We have also seen the benefit of planning tools that can provide “what if?” analyses, to see how companies can adjust and respond to change.
The reality is that this is the biggest disruption that, hopefully, we will ever have, but there are always disruptions in the supply chain. There is always hurricane season, there are always snowstorms, and, more recently there are trade wars, and port closures, and strikes. It is just that, in the case of the pandemic, it is if they all happened at once. Nobody was prepared for that.
The supply chains that have done well had risk mitigation strategies in place. They had a plans for alternate sourcing strategies. They did not single-source or manufacture in one location, so they were more risk-averse. They had the tools to make better decisions and to have the visibility, if something is happening. And they could put it into the right business context to make the right decision and then have the flexibility within the supply chain to make the physical changes as well.
LM: The ongoing changes in e-commerce, due to the pandemic, have seen parcel carriers do a full year’s worth of work in half the time, in advance of the holidays. What is your take on that?
Howells: It is no good having an omni-channel sales strategy if you don’t have an omni-channel logistics strategy as well. Some of the biggest retailers are in the best position to have an e-commerce strategy, because they have inventory all over the country. They now need to have a last-mile delivery strategy, and use their retail stores as distribution warehouses, as well as retail stores.
LM: Looking at inventories, there has been consensus that retailers, in a sense, are making bets, to a large degree, based on what they think is going to happen over the course of the holiday shopping season. That said, what does inventory management, or allocation, for things like having buffer stock and others, mean from a logistics and supply chain planning perspective?
Howells: We are seeing lots of companies look at things like pop-up warehouses, to have inventory closer to where they think demand is going to be and having their finished goods inventory closer to the end consumer.
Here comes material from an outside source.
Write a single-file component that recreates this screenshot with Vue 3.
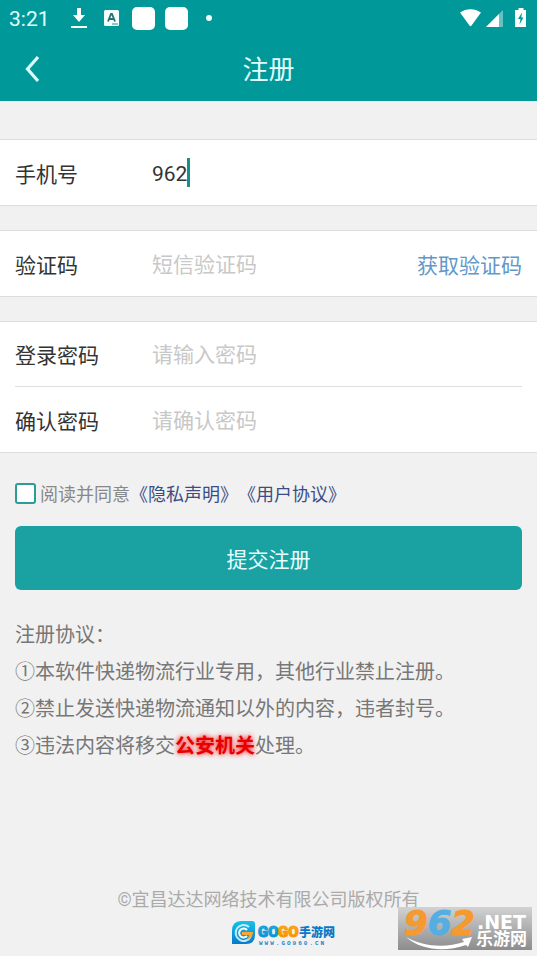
<script setup>
import { ref } from 'vue'

const phone = ref('962')
const code = ref('')
const password = ref('')
const confirmPassword = ref('')
const agreed = ref(false)
</script>

<template>
  <div class="page" lang="zh-CN">
    <header class="top">
      <div class="status">
        <span class="clock">3:21</span>
        <svg class="st-download" width="16" height="22" viewBox="0 0 16 22" aria-hidden="true">
          <path d="M6 1h4v7h4l-6 7-6-7h4z" fill="#fff" />
          <path d="M0 19h16v2H0z" fill="#fff" />
        </svg>
        <svg class="st-a" width="15" height="16" viewBox="0 0 15 16" aria-hidden="true">
          <rect width="15" height="16" rx="1.5" fill="#f4ffff" />
          <path d="M4 11.5 7 4h1l3 7.5M5 9h5" fill="none" stroke="#2c6f70" stroke-width="1.8" />
          <path d="M8 14h6" stroke="#2c8f90" stroke-width="1" />
        </svg>
        <span class="app-square"></span>
        <span class="app-square"></span>
        <span class="dot"></span>
        <svg class="st-right" width="68" height="22" viewBox="0 0 68 22" aria-hidden="true">
          <path d="M1 5.500C7 1 16 1 22 5.500L12.500 18.500Q11.500 20 10.500 18.500Z" fill="#fff" />
          <path d="M44 3v17H27z" fill="#fff" fill-opacity=".4" />
          <path d="M40 7v13H27z" fill="#fff" />
          <path d="M59.500 1h5v2h2.500v17H56V3h3.500z" fill="#fff" />
          <path d="M63 5.500 59 12h2.500L60.500 17.500 64.500 10.500H62.300z" fill="#009899" />
        </svg>
      </div>
      <div class="nav">
        <button class="back" type="button" aria-label="返回">
          <svg width="16" height="28" viewBox="0 0 16 28" aria-hidden="true">
            <path d="M14 2 3.500 14 14 26" fill="none" stroke="#dcffff" stroke-width="3.200" />
          </svg>
        </button>
        <h1>注册</h1>
      </div>
    </header>

    <form class="form" @submit.prevent>
      <section class="group">
        <div class="row">
          <label for="phone">手机号</label>
          <div class="field">
            <input id="phone" v-model="phone" type="tel" />
            <span class="caret" :style="{ left: phone.length + 'ch' }"></span>
          </div>
        </div>
      </section>

      <section class="group">
        <div class="row">
          <label for="code">验证码</label>
          <div class="field">
            <input id="code" v-model="code" type="text" placeholder="短信验证码" />
          </div>
          <button class="get-code" type="button">获取验证码</button>
        </div>
      </section>

      <section class="group">
        <div class="row">
          <label for="password">登录密码</label>
          <div class="field">
            <input id="password" v-model="password" type="password" placeholder="请输入密码" />
          </div>
        </div>
        <div class="row">
          <label for="confirm">确认密码</label>
          <div class="field">
            <input id="confirm" v-model="confirmPassword" type="password" placeholder="请确认密码" />
          </div>
        </div>
      </section>

      <div class="agree">
        <input id="agree" v-model="agreed" type="checkbox" />
        <label for="agree">阅读并同意</label>
        <a href="#privacy">《隐私声明》</a>
        <a href="#terms">《用户协议》</a>
      </div>

      <button class="submit" type="submit">提交注册</button>
    </form>

    <section class="terms">
      <p>注册协议：</p>
      <p>①本软件快递物流行业专用，其他行业禁止注册。</p>
      <p>②禁止发送快递物流通知以外的内容，违者封号。</p>
      <p>③违法内容将移交<strong>公安机关</strong>处理。</p>
    </section>

    <footer>
      <p class="copyright">©宜昌达达网络技术有限公司版权所有</p>
      <svg class="gogo" width="104" height="28" viewBox="0 0 104 28" role="img" aria-label="GOGO手游网">
        <defs>
          <linearGradient id="gogo-blue" x1="0" y1="0" x2="0" y2="1">
            <stop offset="0" stop-color="#16c3ea" />
            <stop offset="1" stop-color="#0879ca" />
          </linearGradient>
          <linearGradient id="gogo-orange" x1="0" y1="0" x2="0" y2="1">
            <stop offset="0" stop-color="#ffb70d" />
            <stop offset="1" stop-color="#f58300" />
          </linearGradient>
        </defs>
        <path d="M10 1h11q3 0 3 3v11q0 9-9 9H1V11Q1 1 10 1z" fill="url(#gogo-blue)" />
        <path d="M18 7a8 8 0 1 0 2 9" fill="none" stroke="#bfeefa" stroke-width="2" />
        <path d="M16 10a4.500 4.500 0 1 0 0 6" fill="none" stroke="#fff" stroke-width="2" />
        <path d="M11 12h11c0 5-4 8-8 8 3-1 4-3 4-5h-7z" fill="#f8a634" />
        <text x="27" y="17" class="gogo-word" fill="url(#gogo-blue)" stroke="#0f9bd8">GO</text>
        <text x="47" y="17" class="gogo-word" fill="url(#gogo-orange)" stroke="#fa9a06">GO</text>
        <text x="68" y="17" class="gogo-cn" fill="#0879c8">手游网</text>
        <text x="28" y="25" class="gogo-url" fill="#1686c8">WWW.GO960.CN</text>
      </svg>
      <svg class="watermark" width="134" height="51" viewBox="0 -8 134 51" role="img" aria-label="962.NET 乐游网">
        <defs>
          <linearGradient id="mark-bg" x1="0" y1="0" x2="0" y2="1">
            <stop offset="0" stop-color="#d2d2d2" />
            <stop offset="1" stop-color="#8c8c8c" />
          </linearGradient>
        </defs>
        <rect width="134" height="43" fill="url(#mark-bg)" />
        <text x="6" y="28" class="mark-digits">
          <tspan fill="#f59a2f" stroke="#f59a2f">9</tspan><tspan fill="#55aee2" stroke="#55aee2">6</tspan><tspan fill="#f59a2f" stroke="#f59a2f">2</tspan>
        </text>
        <text x="79" y="22" class="mark-net">.NET</text>
        <text x="78" y="38" class="mark-cn">乐游网</text>
        <path d="M8 30C25 40 48 41 66 35l-2-3 10-2-4 10-2-2C48 45 24 44 8 30z" fill="#fff" />
      </svg>
    </footer>
  </div>
</template>

<style>
body {
  margin: 0;
  background: #f1f1f1;
}
</style>

<style scoped>
.page {
  display: flex;
  flex-direction: column;
  min-height: 100vh;
  background: #f1f1f1;
  color: #333;
  font-family: Roboto, "Noto Sans CJK SC", sans-serif;
  font-size: 21px;
}

h1,
p {
  margin: 0;
  font-weight: 400;
}

button,
input {
  font: inherit;
  color: inherit;
  border: 0;
  padding: 0;
  margin: 0;
  background: none;
}

.top {
  background: #009899;
  color: #e2ffff;
}

.status {
  display: flex;
  align-items: center;
  height: 36px;
  padding: 0 10px 0 9px;
}

.clock {
  width: 62px;
  padding-top: 2px;
  font-size: 21px;
}

.st-a {
  margin: 0 13px 0 17px;
}

.app-square {
  width: 23px;
  height: 23px;
  margin-right: 10px;
  border-radius: 5px;
  background: #fff;
}

.dot {
  width: 6px;
  height: 6px;
  margin-left: 8px;
  border-radius: 50%;
  background: #eff;
}

.st-right {
  margin-left: auto;
}

.nav {
  display: grid;
  grid-template-columns: 64px 1fr 64px;
  align-items: center;
  height: 65px;
}

.back {
  display: flex;
  justify-content: center;
  align-items: center;
  height: 64px;
}

h1 {
  padding-top: 3px;
  text-align: center;
  font-size: 26px;
  line-height: 36px;
}

.form {
  display: flex;
  flex-direction: column;
  padding-top: 38px;
}

.group {
  margin-bottom: 24px;
  padding: 0 15px;
  background: #fff;
  border-top: 1px solid #ddd;
  border-bottom: 1px solid #ddd;
}

.row {
  display: flex;
  align-items: center;
  box-sizing: border-box;
  height: 65px;
}

.row:not(:last-child) {
  border-bottom: 1px solid #ddd;
}

.row label {
  width: 137px;
}

.field {
  position: relative;
  flex: 1;
  min-width: 0;
  padding-top: 2px;
}

.field input {
  display: block;
  width: 100%;
  height: 32px;
  outline: none;
}

.field input::placeholder {
  color: #c8c8c8;
  opacity: 1;
}

.caret {
  position: absolute;
  top: 2px;
  width: 3px;
  height: 29px;
  background: #179085;
}

.get-code {
  color: #6298c8;
}

.agree {
  display: flex;
  align-items: center;
  height: 32px;
  padding: 0 15px;
  font-size: 18px;
  color: #888;
}

.agree input {
  appearance: none;
  box-sizing: border-box;
  width: 21px;
  height: 21px;
  margin-right: 4px;
  border: 2px solid #2a9d98;
  border-radius: 3px;
  background: #fff;
}

.agree a {
  color: #3b4d85;
  text-decoration: none;
}

.submit {
  height: 64px;
  margin: 17px 15px 0;
  border-radius: 6px;
  background: #1aa2a3;
  color: #e8ffff;
}

.terms {
  padding: 27px 15px 0;
  font-size: 20px;
  line-height: 37px;
  color: #777;
}

.terms strong {
  font-weight: 700;
  color: #e60000;
  text-shadow: 0 0 5px #f00;
}

footer {
  position: relative;
  margin-top: auto;
  padding-bottom: 8px;
  text-align: center;
}

.copyright {
  font-size: 18px;
  line-height: 28px;
  color: #aaa;
}

.gogo {
  display: block;
  margin: 6px auto 0;
  padding-left: 28px;
}

.gogo-word {
  font-family: Roboto, sans-serif;
  font-size: 15px;
  font-weight: 900;
  stroke-width: 1px;
}

.gogo-cn {
  font-family: "Noto Sans CJK SC", sans-serif;
  font-size: 12px;
  font-weight: 900;
}

.gogo-url {
  font-family: "Liberation Mono", monospace;
  font-size: 6px;
  font-weight: 700;
  letter-spacing: 2px;
}

.watermark {
  position: absolute;
  right: 5px;
  bottom: 6px;
}

.mark-digits {
  font-family: "DejaVu Sans", sans-serif;
  font-size: 34px;
  font-weight: 700;
  font-style: oblique;
  stroke-width: 1px;
}

.mark-net {
  font-family: "DejaVu Sans", sans-serif;
  font-size: 19px;
  font-weight: 700;
  fill: #fff;
}

.mark-cn {
  font-family: "Noto Sans CJK SC", sans-serif;
  font-size: 17px;
  font-weight: 700;
  fill: #fff;
}
</style>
Inventory optimization is also a key strategy to ensure high customer service. It is not just a case of stockpiling finished goods close to the demand. It is making a network decision of optimizing where I should be keeping finished goods and where I should be keeping intermediates, or semi-finished goods, so I can finish them to order, based on customer demand.
LM: Do you think that scenario may spell the end of Just-In-Time inventories, at all?
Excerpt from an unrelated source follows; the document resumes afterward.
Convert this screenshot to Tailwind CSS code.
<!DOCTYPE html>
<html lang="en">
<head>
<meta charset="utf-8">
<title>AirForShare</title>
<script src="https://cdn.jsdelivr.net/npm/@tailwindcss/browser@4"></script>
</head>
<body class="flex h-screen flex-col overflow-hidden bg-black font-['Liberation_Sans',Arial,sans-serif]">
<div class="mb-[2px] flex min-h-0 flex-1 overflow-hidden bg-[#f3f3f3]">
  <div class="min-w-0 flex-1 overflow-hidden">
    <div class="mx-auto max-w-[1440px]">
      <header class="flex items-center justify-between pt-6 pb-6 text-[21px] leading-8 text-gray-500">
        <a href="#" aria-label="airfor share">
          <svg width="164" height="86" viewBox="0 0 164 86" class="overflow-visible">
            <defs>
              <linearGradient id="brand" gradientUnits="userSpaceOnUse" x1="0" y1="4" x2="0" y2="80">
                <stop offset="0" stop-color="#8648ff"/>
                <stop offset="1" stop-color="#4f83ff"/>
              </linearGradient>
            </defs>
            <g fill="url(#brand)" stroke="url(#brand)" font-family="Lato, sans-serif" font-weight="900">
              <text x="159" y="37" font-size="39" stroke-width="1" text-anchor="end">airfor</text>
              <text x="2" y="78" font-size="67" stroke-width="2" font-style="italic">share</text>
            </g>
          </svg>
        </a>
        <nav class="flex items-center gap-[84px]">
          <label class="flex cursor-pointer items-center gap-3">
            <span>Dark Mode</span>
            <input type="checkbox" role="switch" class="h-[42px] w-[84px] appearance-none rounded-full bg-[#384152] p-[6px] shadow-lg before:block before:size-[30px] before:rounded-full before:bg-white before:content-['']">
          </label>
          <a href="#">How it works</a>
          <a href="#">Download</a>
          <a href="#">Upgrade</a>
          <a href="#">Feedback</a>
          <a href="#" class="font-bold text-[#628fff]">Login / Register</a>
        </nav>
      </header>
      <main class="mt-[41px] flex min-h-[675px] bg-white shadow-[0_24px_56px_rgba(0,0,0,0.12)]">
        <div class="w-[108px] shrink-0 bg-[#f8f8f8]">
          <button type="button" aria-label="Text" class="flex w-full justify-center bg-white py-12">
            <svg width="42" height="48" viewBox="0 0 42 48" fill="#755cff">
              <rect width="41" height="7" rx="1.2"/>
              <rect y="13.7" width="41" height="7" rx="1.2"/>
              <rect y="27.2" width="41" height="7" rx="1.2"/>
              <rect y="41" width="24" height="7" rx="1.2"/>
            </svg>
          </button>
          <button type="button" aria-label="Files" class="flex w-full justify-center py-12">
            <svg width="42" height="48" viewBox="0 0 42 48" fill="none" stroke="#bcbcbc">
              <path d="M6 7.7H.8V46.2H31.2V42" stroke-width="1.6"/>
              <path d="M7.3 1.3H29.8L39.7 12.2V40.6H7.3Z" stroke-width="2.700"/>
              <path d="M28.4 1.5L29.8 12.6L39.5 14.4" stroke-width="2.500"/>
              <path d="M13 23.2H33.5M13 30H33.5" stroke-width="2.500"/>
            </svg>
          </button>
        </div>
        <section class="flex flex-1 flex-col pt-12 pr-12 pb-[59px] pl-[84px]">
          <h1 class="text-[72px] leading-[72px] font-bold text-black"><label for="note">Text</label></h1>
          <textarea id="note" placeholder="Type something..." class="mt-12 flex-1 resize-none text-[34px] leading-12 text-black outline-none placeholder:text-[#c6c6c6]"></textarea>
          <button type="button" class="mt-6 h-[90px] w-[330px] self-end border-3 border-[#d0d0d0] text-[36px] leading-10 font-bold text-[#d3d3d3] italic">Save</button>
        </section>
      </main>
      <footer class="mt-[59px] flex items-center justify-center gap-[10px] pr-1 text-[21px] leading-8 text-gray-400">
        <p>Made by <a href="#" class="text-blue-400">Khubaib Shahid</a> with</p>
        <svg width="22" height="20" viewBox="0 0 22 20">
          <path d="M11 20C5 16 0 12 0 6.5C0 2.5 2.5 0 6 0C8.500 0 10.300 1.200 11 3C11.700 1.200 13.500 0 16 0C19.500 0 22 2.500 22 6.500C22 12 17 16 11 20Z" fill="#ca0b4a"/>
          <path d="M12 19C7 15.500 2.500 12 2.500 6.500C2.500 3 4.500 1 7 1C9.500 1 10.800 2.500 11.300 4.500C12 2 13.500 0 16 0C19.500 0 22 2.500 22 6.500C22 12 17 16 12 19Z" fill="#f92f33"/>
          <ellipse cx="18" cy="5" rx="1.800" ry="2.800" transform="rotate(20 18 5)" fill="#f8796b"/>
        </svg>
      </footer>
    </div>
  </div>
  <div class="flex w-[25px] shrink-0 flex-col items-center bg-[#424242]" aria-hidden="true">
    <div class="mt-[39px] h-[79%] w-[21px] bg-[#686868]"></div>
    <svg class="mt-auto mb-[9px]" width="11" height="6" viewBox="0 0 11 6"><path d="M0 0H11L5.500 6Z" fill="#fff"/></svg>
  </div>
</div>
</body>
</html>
Howells: I think for vital products some people are going from just-in-time to just-in-case and keeping extra inventory. That becomes a risk discussion: do I have a just-in-time strategy for all products? Or am I better served to keep a buffer stock of the top 20% of products? This decision should be made at a product category or even individual product level.
LM: What would be the preferred, or ideal, outcome, say one year from now, for the supply chain and logistics sectors?
Howells: I see companies coming out of the pandemic looking for both resilient and sustainable supply chains. The pandemic has shown that a lot of business can be done remotely, which will help reduce the carbon footprint of unnecessary travel.
Companies will look at their manufacturing and sourcing strategies and have a combination of global and local supply chains. Some manufacturing will come closer to the consumers, and this will also reduce the carbon emissions of supply chain logistics.
Before the pandemic, sustainability, climate control and environmental issues were top of mind. This, rightly, took a back seat during the pandemic. But sustainability is, and will continue to be a major topic both in consumers’ minds and environmentally conscious businesses.